At this point, the pastor knew the background of the anesthesia with my Grandmother and then pointed out to my Grandfather, “So you are afraid of dying from the anesthesia then?” Then, my Grandfather responded matter-of-factly, “Well, yeah!” “So you do want a pacemaker then?” “Well yeah put one of those things in me”.

It was just like that.  The pastor was able to find his fear, and harness it for positivity.  She was able to change his heart and uncover his true will to live.

Many people are afraid of failure, rejection, public speaking, heights, clowns, etc.  Fear that I struggle with is failure.  I am very competitive in nature, and I want to do the best I possible can do.  I am a high performer, and if I know I didn’t follow through with something, or I fail, this is something that will get to me.  Fear, is actually the reason why I didn’t want to compete in a body building show for the past two years.  I witnessed my roommate compete in shows, and I didn’t understand how the judging worked.  Everything seemed so subjective to me.  I feared putting in so much time and effort, and not even making “call backs” or whatever the second level is truly called.
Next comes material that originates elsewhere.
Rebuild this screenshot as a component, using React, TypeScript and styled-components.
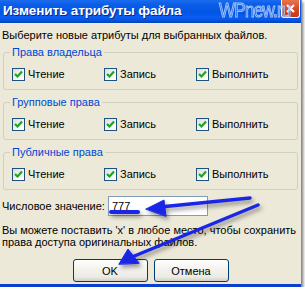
import React from 'react';
import styled, { createGlobalStyle } from 'styled-components';

const GlobalStyle = createGlobalStyle`
    html, body {
        margin: 0;
        padding: 0;
        background: #ffffff;
    }
    body {
        font-family: "Liberation Sans", Arial, sans-serif;
        font-size: 11px;
        color: #000;
    }
`;

const Window = styled.div`
    position: relative;
    width: 301px;
    background: #ece9d8;
    border-bottom: 3px solid #0a3fd0;
    box-shadow: 1px 0 0 #8c8c8c, 2px 2px 3px rgba(0, 0, 0, 0.55);
    display: flex;
    flex-direction: column;
`;

const TitleBar = styled.div`
    height: 23px;
    display: flex;
    align-items: center;
    justify-content: space-between;
    padding: 0 1px 0 3px;
    background: linear-gradient(to bottom, #1b6cf0 0%, #0a5de6 20%, #0055e5 55%, #0a5ef2 75%, #0552dc 90%, #0340b8 100%);
    border-bottom: 1px solid #e8eefb;
`;

const Title = styled.span`
    color: #fff;
    font-weight: bold;
    font-size: 13.5px;
    letter-spacing: -0.1px;
    text-shadow: 1px 1px 0 #0a2a8a;
    margin-top: -2px;
`;

const CloseButton = styled.div`
    width: 19px;
    height: 18px;
    margin-top: -5px;
    box-sizing: border-box;
    border: 1px solid #fff;
    border-top: none;
    border-radius: 0 0 3px 3px;
    background: linear-gradient(to bottom, #e8754f, #d4451f 60%, #c23a18);
    display: flex;
    align-items: center;
    justify-content: center;
`;

// watermark lies over the title bar and the close button
const Watermark = styled.span`
    position: absolute;
    top: -1px;
    left: 219px;
    z-index: 2;
    font-family: "Liberation Sans", Arial, sans-serif;
    font-size: 20px;
    letter-spacing: -1px;
    transform: scaleX(0.86);
    transform-origin: left top;
    color: rgba(60, 120, 240, 0.3);
    -webkit-text-stroke: 1px rgba(175, 205, 255, 0.9);
    pointer-events: none;
`;

const Body = styled.div`
    display: flex;
    flex-direction: column;
    padding: 5px 0 2px;
`;

const Intro = styled.div`
    padding-left: 2px;
    line-height: 13px;
    margin-bottom: 4px;
`;

const Groups = styled.div`
    display: flex;
    flex-direction: column;
    gap: 6px;
`;

const Group = styled.fieldset`
    margin: 0 3px;
    padding: 9px 8px 8px;
    border: 1px solid #d0d0bf;
    border-radius: 3px;
    min-width: 0;
`;

const Legend = styled.legend`
    color: #0046d5;
    padding: 0 2px;
    margin-left: -2px;
    line-height: 13px;
`;

const CheckRow = styled.div`
    display: grid;
    grid-template-columns: repeat(3, 92px);
`;

const CheckItem = styled.label`
    display: flex;
    align-items: center;
    gap: 3px;
    line-height: 13px;
`;

const Box = styled.span`
    width: 13px;
    height: 13px;
    box-sizing: border-box;
    border: 1px solid #1c5180;
    background: linear-gradient(135deg, #dcdcd7, #fff 80%);
    display: flex;
    align-items: center;
    justify-content: center;
`;

const ValueRow = styled.div`
    display: flex;
    align-items: center;
    margin-top: 6px;
    padding-left: 2px;
`;

const ValueLabel = styled.span`
    width: 106px;
`;

const ValueInput = styled.div`
    width: 100px;
    height: 20px;
    box-sizing: border-box;
    border: 1px solid #7f9db9;
    background: #fff;
    padding: 0 3px;
    display: flex;
    align-items: center;
`;

const Hint = styled.div`
    margin-top: 8px;
    padding-left: 2px;
    line-height: 12px;
`;

const Buttons = styled.div`
    display: flex;
    justify-content: center;
    gap: 6px;
    margin-top: 11px;
`;

const Button = styled.div`
    width: 75px;
    height: 23px;
    box-sizing: border-box;
    border: 1px solid #003c74;
    border-radius: 3px;
    background: linear-gradient(to bottom, #fff 0%, #f4f3ee 40%, #ecebe5 80%, #d6d0c5 100%);
    display: flex;
    align-items: center;
    justify-content: center;
`;

const Arrows = styled.svg`
    position: absolute;
    left: 0;
    top: 0;
    z-index: 3;
    pointer-events: none;
    filter: drop-shadow(2px 3px 2px rgba(0, 0, 0, 0.4));
`;

const Check = () => (
    <svg width="9" height="9" viewBox="0 0 9 9">
        <path d="M1 4 L3.5 6.5 L8 1.5" fill="none" stroke="#21a121" strokeWidth="2.2" />
    </svg>
);

const CheckBox = ({ label }: { label: string }) => (
    <CheckItem>
        <Box><Check /></Box>
        {label}
    </CheckItem>
);

const groups = ["Права владельца", "Групповые права", "Публичные права"];
const rights = ["Чтение", "Запись", "Выполнить"];

export default function App() {
    return (
        <>
            <GlobalStyle />
            <Window>
                <TitleBar>
                    <Title>Изменить атрибуты файла</Title>
                    <CloseButton>
                        <svg width="11" height="11" viewBox="0 0 11 11">
                            <path d="M2 2 L9 9 M9 2 L2 9" stroke="#fff" strokeWidth="2.2" />
                        </svg>
                    </CloseButton>
                </TitleBar>
                <Watermark>WPnew.ru</Watermark>
                <Body>
                    <Intro>Выберите новые атрибуты для выбранных файлов.</Intro>
                    <Groups>
                        {groups.map(g => (
                            <Group key={g}>
                                <Legend>{g}</Legend>
                                <CheckRow>
                                    {rights.map(r => <CheckBox key={r} label={r} />)}
                                </CheckRow>
                            </Group>
                        ))}
                    </Groups>
                    <ValueRow>
                        <ValueLabel>Числовое значение:</ValueLabel>
                        <ValueInput>777</ValueInput>
                    </ValueRow>
                    <Hint>
                        Вы можете поставить 'x' в любое место, чтобы сохранить<br />
                        права доступа оригинальных файлов.
                    </Hint>
                    <Buttons>
                        <Button>OK</Button>
                        <Button>Отмена</Button>
                    </Buttons>
                </Body>
                <Arrows width="305" height="289" viewBox="0 0 305 289">
                    <g fill="#1a26e6" stroke="#1a26e6" strokeLinecap="round" strokeLinejoin="round">
                        <path d="M111 212 L138 212" strokeWidth="4" fill="none" />
                        <path d="M250 198 L160 207" strokeWidth="3.5" fill="none" />
                        <path d="M146 209 L164 200 L166 216 Z" strokeWidth="1" />
                        <path d="M258 205 L132 257" strokeWidth="3.5" fill="none" />
                        <path d="M119 264 L128 249 L139 263 Z" strokeWidth="1" />
                    </g>
                </Arrows>
            </Window>
        </>
    );
}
This year, I changed my definition of success, I am not judging my success on obtaining a trophy or a place in the show.  Success for me will be my journey, becoming the best I have ever been, and adhering diligently to the plan my coach lays out.  My fear has been harnessed to push me into my next level of excellence in fitness.  I cannot put into words how excited I am for this, and I am excited that I am doing this, solely for me.  I often find I put so much time and effort into pleasing or doing things for others.  I have to truly work at and ensure I book time for my own self care.

I’ll end with the last story I have about fear.  Early on in my life, I would say around the time I was in middle school, I was talking to my Father about something that scared me.  I honestly remember this moment so vividly, it was a very pivotal part in my way of thinking.  I was riding in his pick-up truck, explaining how I was afraid of doing something. With the most confident voice he could ever have, he said to me, “Anne, you can do anything you put your mind to”.

(Yes, I asked to be called Anne from age 10-27, and still do in the professional world; I’ll write about that in another post).

I can do ANYTHING I put my mind to.

My Dad has been my biggest cheerleader and motivator throughout my life.  At that moment he told me that, something clicked.  I honestly believed him.  I thought, “Yes, I am a Rathman, I can do anything”.  When fear comes creeping in, the moment I am thinking, “I can’t”, I hear my Dad, “Yes, you can”.  Fear is deep, but if you dig deep down and harness it, you can use that emotion to slingshot you into something you may never thought you could do before.

I’ll close with this final thought.  Please use your most powerful emotion as a catalyst for positivity.  You will surprise yourself of what you are capable of.